The Professional Footballers' Association will accept £27m per year of the game's television income to withdraw its strike threat, but the dispute with the game's authorities still seems destined for a bitter court battle.
Richard Scudamore, the chief executive of the Premier League, yesterday confirmed publicly for the first time that the League, the Football League and the Football Association have made a final offer to the PFA of £16.7m a year for three years towards its work. "Fifty million pounds is a staggering sum of money in anyone's language," David Burns, the chief executive of the Football League, said.
Gordon Taylor, the PFA's chief executive, who has been seeking five per cent of the game's annual television income, or £36m a year, begged to differ. "The total money the football bodies are getting is £2,160m over three years," he said.
"The money they've offered us is just that little bit at the end and the gap to be bridged now in relative terms is minor. It's loose change to them, but to us it's a big item. It's a big principle." Taylor has admitted that the PFA will lower its demands to accept £27m a year, but no less.
"What we need to do is negotiate a settlement," Scudamore said. "A strike is not going to get us there. We are prepared to stay with negotiations because we must get a settlement to this matter."
Taylor suggested there was nothing left to discuss. "I've lost track of the thousands of hours over 17 months that we've had a chance to discuss this," he said. "It's their fault, and their fault alone we're in this position. We've not been difficult to deal with. You look at our agreements, we honour them. It's them not honouring theirs."
More than 99 per cent of the country's players who voted favoured strike action. On Tuesday evening the PFA, after saying that talks had broken down, issued strike notices. A strike can only be avoided now by a settlement or a High Court injunction.
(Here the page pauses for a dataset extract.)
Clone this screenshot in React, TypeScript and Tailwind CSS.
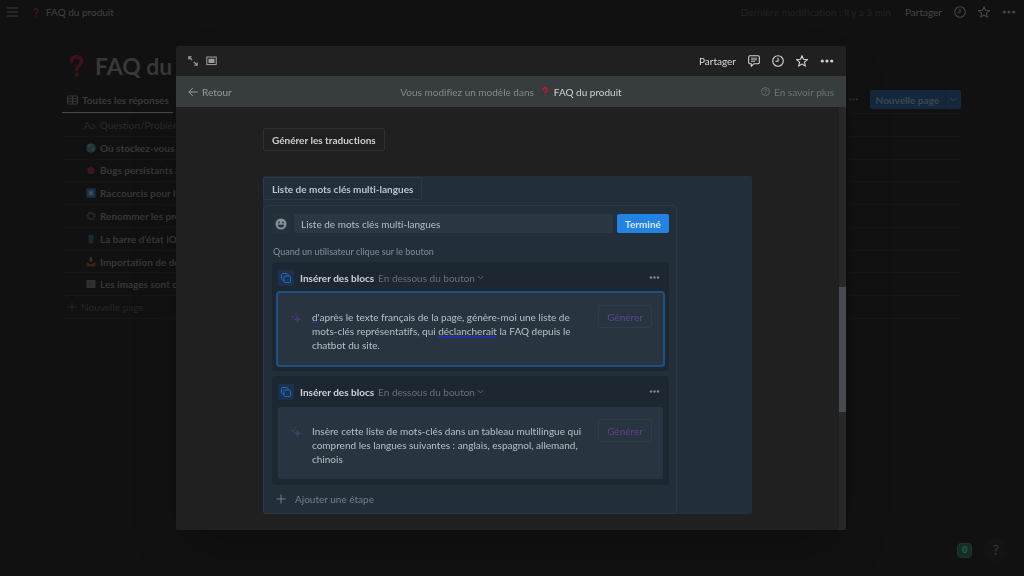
import type { ReactNode } from "react";

function QuestionMark({ className }: { className?: string }) {
  return (
    <svg viewBox="0 0 16 24" className={className} fill="none" aria-hidden="true">
      <path
        d="M2.500 7C2.500 3.600 5 2 8 2s5.500 1.700 5.500 5c0 4.200-5.300 4.400-5.300 9"
        stroke="currentColor"
        strokeWidth="3.800"
        strokeLinecap="round"
      />
      <circle cx="8.200" cy="21.300" r="2.300" fill="currentColor" />
    </svg>
  );
}

function Clock() {
  return (
    <svg viewBox="0 0 12 12" className="w-3 h-3" fill="none" stroke="currentColor" strokeWidth="1.100" aria-hidden="true">
      <circle cx="6" cy="6" r="5.300" />
      <path d="M6 2.800V6.300H3.400" />
    </svg>
  );
}

function Star() {
  return (
    <svg viewBox="0 0 12 12" className="w-3 h-3" fill="none" stroke="currentColor" strokeWidth="1.100" strokeLinejoin="round" aria-hidden="true">
      <path d="M6 .6l1.500 3.700 4 .3-3.100 2.600 1 3.900L6 9l-3.400 2.100 1-3.900L.5 4.600l4-.3z" />
    </svg>
  );
}

function Dots({ className }: { className: string }) {
  return (
    <svg viewBox="0 0 13 4" className={className} fill="currentColor" aria-hidden="true">
      <circle cx="1.800" cy="2" r="1.600" />
      <circle cx="6.500" cy="2" r="1.600" />
      <circle cx="11.200" cy="2" r="1.600" />
    </svg>
  );
}

function Chevron() {
  return (
    <svg viewBox="0 0 8 8" className="w-[7px] h-[7px]" fill="none" stroke="currentColor" strokeWidth="1.100" aria-hidden="true">
      <path d="M1 2.500l3 3 3-3" />
    </svg>
  );
}

function Plus() {
  return (
    <svg viewBox="0 0 10 10" className="w-[10px] h-[10px]" fill="none" stroke="currentColor" aria-hidden="true">
      <path d="M5 .5v9M.5 5h9" />
    </svg>
  );
}

function Sparkles() {
  return (
    <svg viewBox="0 0 11 12" className="w-[11px] h-3 text-[#493a6e]" fill="currentColor" aria-hidden="true">
      <path d="M6.500 3l1.100 3.200 3.200 1.100-3.200 1.100-1.100 3.200-1.100-3.200-3.200-1.100 3.200-1.100z" />
      <path d="M1.900 2.400l.6 1.500 1.500.6-1.500.6-.6 1.500-.6-1.500L-.1 4.500l1.400-.6z" />
      <path d="M4.800 0l.4 1.100 1 .4-1 .4-.4 1-.4-1-1-.4 1-.4z" />
    </svg>
  );
}

const rows: { title: string; icon: ReactNode }[] = [
  {
    title: "Où stockez-vous les données ?",
    icon: (
      <>
        <circle cx="5" cy="5" r="4.800" fill="#1c3444" />
        <path d="M2 1.500l3-.8 1 1.600-1.500 2L2.500 5 1 3.500zM5.500 5L8 4.500l1.300 1-1.500 3L6 8.500z" fill="#2b4420" />
      </>
    ),
  },
  {
    title: "Bugs persistants après mise à jour",
    icon: (
      <>
        <ellipse cx="5" cy="5.500" rx="3.600" ry="3.800" fill="#3a161c" />
        <path d="M3.500 2L5 .8 6.500 2M1 4h1M8 4h1M1 7h1M8 7h1" stroke="#2b1517" fill="none" />
      </>
    ),
  },
  {
    title: "Raccourcis pour l'application",
    icon: (
      <>
        <rect x=".3" y=".3" width="9.400" height="9.400" rx="1" fill="#182f45" />
        <path d="M5 2v6M2.400 3.500l5.200 3M7.600 3.500l-5.200 3" stroke="#4a5661" />
      </>
    ),
  },
  {
    title: "Renommer les projets",
    icon: (
      <>
        <circle cx="5" cy="5" r="3.200" fill="none" stroke="#303234" />
        <circle cx="5" cy="5" r="4.300" fill="none" stroke="#2b2d2f" strokeDasharray="1.400 2" />
      </>
    ),
  },
  {
    title: "La barre d’état iOS",
    icon: <rect x="2.500" y=".8" width="5" height="8.600" rx=".6" fill="#182a38" />,
  },
  {
    title: "Importation de données",
    icon: (
      <>
        <path d="M.5 5.500h2l1 1.500h3l1-1.500h2v4h-9z" fill="#3d241b" />
        <path d="M4 0h2v2.500h1.500L5 5.200 2.500 2.500H4z" fill="#243a20" />
      </>
    ),
  },
  {
    title: "Les images sont cassées",
    icon: (
      <>
        <rect x=".5" y="1" width="9" height="8" fill="#332f2e" />
        <path d="M2 2.500h4V7L2 7.500z" fill="#1d3040" />
        <path d="M2 7.500l3-2 3 2z" fill="#432a21" />
      </>
    ),
  },
];

function Page() {
  return (
    <div className="min-h-screen flex flex-col">
      <header className="flex items-center justify-between h-6 pl-[7px] pr-2">
        <div className="flex items-center">
          <button aria-label="Menu" className="text-[#3f3f3f]">
            <svg viewBox="0 0 11 10" className="w-[11px] h-[10px]" stroke="currentColor" aria-hidden="true">
              <path d="M0 1h11M0 5h11M0 9h11" />
            </svg>
          </button>
          <a href="#" className="flex items-center ml-[15px] gap-[7px] text-[#424242]">
            <QuestionMark className="w-[6px] h-[9px] text-[#48131b]" />
            FAQ du produit
          </a>
        </div>
        <div className="flex items-center text-[#454545]">
          <span className="text-[#232323] mr-[14px]">Dernière modification : Il y a 3 min</span>
          <button className="mr-3">Partager</button>
          <button aria-label="Historique" className="mr-3">
            <Clock />
          </button>
          <button aria-label="Favori" className="mr-3">
            <Star />
          </button>
          <button aria-label="Plus d'options">
            <Dots className="w-[14px] h-1" />
          </button>
        </div>
      </header>
      <main className="pl-[62px] pr-[63px] pt-6">
        <div className="flex items-center gap-[11px] h-9 pl-[7px]">
          <QuestionMark className="w-[15px] h-6 text-[#3d1218]" />
          <h1 className="text-[23px] leading-9 font-bold text-[#383838] whitespace-nowrap">FAQ du produit</h1>
        </div>
        <div className="flex items-end justify-between mt-[3px] border-b border-[#151515]">
          <button className="flex items-center gap-1 h-[26px] w-[111px] pl-[5px] border-b border-[#484848] font-bold text-[#3a3a3a] whitespace-nowrap">
            <svg viewBox="0 0 11 10" className="w-[11px] h-[10px] shrink-0" fill="none" stroke="currentColor" aria-hidden="true">
              <rect x=".5" y="1" width="10" height="8" rx="1" />
              <path d="M.5 3.700h10M.5 6.300h10M5.500 1v8" />
            </svg>
            Toutes les réponses
          </button>
          <div className="flex items-center mb-1 text-[#333638]">
            <button aria-label="Options de la vue" className="mr-3">
              <Dots className="w-[9px] h-[3px]" />
            </button>
            <button className="h-[19px] px-[6px] rounded-l-xs bg-[#14273c] font-bold text-[#3b4752]">Nouvelle page</button>
            <button aria-label="Modèles" className="flex items-center justify-center w-4 h-[19px] rounded-r-xs bg-[#14273c] border-l border-[#112134] text-[#3b4752]">
              <Chevron />
            </button>
          </div>
        </div>
        <div className="grid grid-rows-9 h-[205px] whitespace-nowrap">
          <div className="flex items-center gap-1 pl-[22px] border-b border-[#151515] text-[#2b2b2b]">
            <span>Aa</span>
            <span>Question/Problème</span>
          </div>
          {rows.map((row) => (
            <a href="#" key={row.title} className="flex items-center gap-1 pl-6 border-b border-[#151515] font-bold text-[#373737]">
              <svg viewBox="0 0 10 10" className="w-[10px] h-[10px]" aria-hidden="true">
                {row.icon}
              </svg>
              {row.title}
            </a>
          ))}
          <button className="flex items-center gap-1 pl-[5px] border-b border-[#151515] text-[#262626]">
            <Plus />
            Nouvelle page
          </button>
        </div>
      </main>
      <footer className="flex items-center justify-end gap-3 mt-auto pr-4 pb-[14px]">
        <span className="flex items-center justify-center w-[15px] h-[15px] rounded-sm border border-[#27302c] bg-[#0d3027] text-[9px] font-bold text-[#3f5a50]">
          0
        </span>
        <button aria-label="Aide" className="w-6 h-6 rounded-full bg-[#131313] text-sm text-[#3e3e3e]">
          ?
        </button>
      </footer>
    </div>
  );
}

function Step({ active, children }: { active?: boolean; children: ReactNode }) {
  return (
    <section className="px-[6px] pb-[6px] rounded-sm bg-[#1c2732]">
      <div className="flex items-center h-[31px]">
        <span className="flex items-center justify-center w-4 h-4 rounded-xs bg-[#1b3150] text-[#2370b5]">
          <svg viewBox="0 0 10 10" className="w-[10px] h-[10px]" fill="none" stroke="currentColor" aria-hidden="true">
            <rect x="3" y="3" width="6.500" height="6.500" rx="1.300" />
            <path d="M2.800 7H2C1.100 7 .5 6.400.5 5.600V2C.5 1.100 1.100.5 2 .5h3.600C6.400.5 7 1.100 7 2v.8" />
          </svg>
        </span>
        <h3 className="ml-[6px] font-bold text-[#ccd4da]">Insérer des blocs</h3>
        <button className="flex items-center gap-[2px] ml-1 text-[#65717c]">
          En dessous du bouton
          <Chevron />
        </button>
        <button aria-label="Options de l'étape" className="ml-auto mr-[3px] text-[#7e8993]">
          <Dots className="w-[11px] h-[3px]" />
        </button>
      </div>
      <div className={active ? "h-[72px] p-[3px] rounded-xs bg-[#283440] ring-2 ring-[#1f5084]" : "h-[72px] p-[3px] rounded-xs bg-[#283440]"}>
        <div className="flex items-start h-full pl-[9px] pr-[7px] rounded-xs border border-[#2b3449]">
          <span className="mt-[15px]">
            <Sparkles />
          </span>
          <p className="mt-[13px] ml-[10px] leading-[14px] whitespace-nowrap text-[#b6c0c8]">{children}</p>
          <button className="ml-auto mt-2 h-[23px] w-[54px] shrink-0 rounded-xs border border-[#303c48] text-[#5c4590]">Générer</button>
        </div>
      </div>
    </section>
  );
}

function TemplateDialog() {
  return (
    <div className="fixed inset-0 py-[46px] pl-44 pr-[178px]">
      <div role="dialog" aria-label="Modèle" className="flex flex-col h-full rounded-xs overflow-hidden bg-[#202020] shadow-2xl">
        <div className="flex items-center h-[30px] shrink-0 px-3 text-[#d2d2d2]">
          <button aria-label="Ouvrir en pleine page" className="text-[#a0a0a0]">
            <svg viewBox="0 0 10 10" className="w-[10px] h-[10px]" fill="none" stroke="currentColor" strokeWidth="1.100" aria-hidden="true">
              <path d="M.8 3.600V.8h2.800M1 1l3.200 3.200M6.400 9.200h2.800V6.400M9 9L5.800 5.800" />
            </svg>
          </button>
          <button aria-label="Mode d'affichage" className="ml-2 text-[#a0a0a0]">
            <svg viewBox="0 0 11 10" className="w-[11px] h-[10px]" fill="none" stroke="currentColor" aria-hidden="true">
              <rect x=".8" y="1" width="9.400" height="7.600" />
              <rect x="3" y="3.200" width="5" height="3.200" fill="currentColor" />
            </svg>
          </button>
          <button className="ml-auto mr-3 text-[#dadada]">Partager</button>
          <button aria-label="Commentaires" className="mr-3">
            <svg viewBox="0 0 12 12" className="w-3 h-3" fill="none" stroke="currentColor" strokeWidth="1.100" aria-hidden="true">
              <path d="M2 .8h8c.8 0 1.300.5 1.300 1.300v5.300c0 .8-.5 1.300-1.300 1.300H6L3.300 11.200V8.700H2C1.200 8.700.7 8.200.7 7.400V2.100C.7 1.300 1.200.8 2 .8z" />
              <path d="M3 3.200h6M3 4.800h6M3 6.400h4" strokeWidth=".8" />
            </svg>
          </button>
          <button aria-label="Historique" className="mr-3">
            <Clock />
          </button>
          <button aria-label="Favori" className="mr-3">
            <Star />
          </button>
          <button aria-label="Plus d'options">
            <Dots className="w-[14px] h-1" />
          </button>
        </div>
        <div className="grid grid-cols-[1fr_auto_1fr] items-center h-[31px] shrink-0 px-3 bg-[#373c3f] text-[#85898b]">
          <button className="flex items-center gap-1 justify-self-start text-[#969a9c]">
            <svg viewBox="0 0 10 10" className="w-[10px] h-[10px]" fill="none" stroke="currentColor" aria-hidden="true">
              <path d="M9.500 5H.8M4.800 1L.8 5l4 4" />
            </svg>
            Retour
          </button>
          <div className="flex items-center">
            Vous modifiez un modèle dans
            <QuestionMark className="w-[6px] h-[9px] ml-2 mr-[6px] text-[#d0142f]" />
            <a href="#" className="text-[#d0d2d3]">
              FAQ du produit
            </a>
          </div>
          <a href="#" className="flex items-center gap-1 justify-self-end text-[#6c7173]">
            <svg viewBox="0 0 10 10" className="w-[9px] h-[9px]" fill="none" stroke="currentColor" aria-hidden="true">
              <circle cx="5" cy="5" r="4.400" />
              <path d="M3.600 4c0-.9.600-1.400 1.400-1.400s1.400.5 1.400 1.200C6.400 4.800 5 4.800 5 6M5 6.800v.8" />
            </svg>
            En savoir plus
          </a>
        </div>
        <div className="flex flex-1 min-h-0">
          <div className="flex-1 px-[87px] pt-[21px]">
            <button className="block h-[23px] px-2 rounded-xs border border-[#303030] font-bold text-[#cfcfcf]">
              Générer les traductions
            </button>
            <div className="mt-[25px] pt-px rounded-xs bg-[#222e3a]">
              <button className="block h-[23px] px-2 rounded-xs border border-[#2c3947] font-bold text-[#b9c6d1]">
                Liste de mots clés multi-langues
              </button>
              <div className="mt-[5px] max-w-[414px] pl-2 pr-[7px] pt-2 rounded-sm border border-[#2b3846]">
                <div className="flex gap-1">
                  <button aria-label="Icône du bouton" className="flex items-center justify-center w-[18px] h-[19px] rounded-xs bg-[#25323e]">
                    <svg viewBox="0 0 12 12" className="w-3 h-3" aria-hidden="true">
                      <circle cx="6" cy="6" r="5.500" fill="#87919a" />
                      <circle cx="4" cy="4.500" r=".9" fill="#25323e" />
                      <circle cx="8" cy="4.500" r=".9" fill="#25323e" />
                      <path d="M2.800 6.700h6.400C9 8.500 7.700 9.600 6 9.600S3 8.500 2.800 6.700z" fill="#25323e" />
                    </svg>
                  </button>
                  <input
                    aria-label="Nom du bouton"
                    defaultValue="Liste de mots clés multi-langues"
                    className="flex-1 min-w-0 h-[19px] px-[7px] rounded-xs bg-[#2b3743] text-[#b4bfc9] outline-none"
                  />
                  <button className="h-[19px] w-[52px] rounded-xs bg-[#2383e2] font-bold text-[#d9e8f7]">Terminé</button>
                </div>
                <h2 className="mt-[11px] mb-[2px] pl-px text-[9px] leading-4 font-medium text-[#7a8995]">
                  Quand un utilisateur clique sur le bouton
                </h2>
                <div className="flex flex-col gap-[5px]">
                  <Step active>
                    <span className="underline decoration-[#2430a8]">d</span>'après le texte français de la page, génère-moi une liste de
                    <br />
                    mots-clés représentatifs, qui{" "}
                    <span className="underline decoration-2 decoration-[#2430a8]">déclancherait</span> la FAQ depuis le
                    <br />
                    chatbot du site.
                  </Step>
                  <Step>
                    Insère cette liste de mots-clés dans un tableau multilingue qui
                    <br />
                    comprend les langues suivantes : anglais, espagnol, allemand,
                    <br />
                    chinois
                  </Step>
                </div>
                <button className="flex items-center gap-[9px] h-7 pl-1 text-[#73808b]">
                  <Plus />
                  Ajouter une étape
                </button>
              </div>
            </div>
          </div>
          <div className="w-[7px] pt-[180px] bg-[#282828]">
            <div className="h-[125px] bg-[#474c50]" />
          </div>
        </div>
      </div>
    </div>
  );
}

export default function App() {
  return (
    <div className="min-h-screen bg-[#111111] font-[Lato,sans-serif] text-[10px] leading-4 [font-variant-ligatures:none]">
      <Page />
      <TemplateDialog />
    </div>
  );
}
If it goes ahead, the strike will start on 1 December with Manchester United's midday game against Chelsea, schedule to be live on Sky. Football could face a total shutdown thereafter. Although Taylor has said matches will go ahead if there are no cameras present, the football authorities said yesterday that cameras would still be present at all matches.
"The mood of chairmen now is that enough is enough. We have been ridiculed, insulted and slagged off by Gordon Taylor," Ken Bates, Chelsea's chairman, said last night, adding that the League was preparing for an injunction. "Gordon Taylor just smears, alleges and blackens people's character. That talk of five per cent is a load of rubbish. He keeps saying 'we've got a contractual obligation' and we say 'show us the contract' and he hasn't got it. It's all verbiage."
Scudamore added that the League is willing to offer a long-term deal of six to 10 years to show its goodwill. Taylor, whose full "wish list" of PFA spending, detailed inside today's newspaper, would cost £57m a year to fund, is unlikely to be impressed.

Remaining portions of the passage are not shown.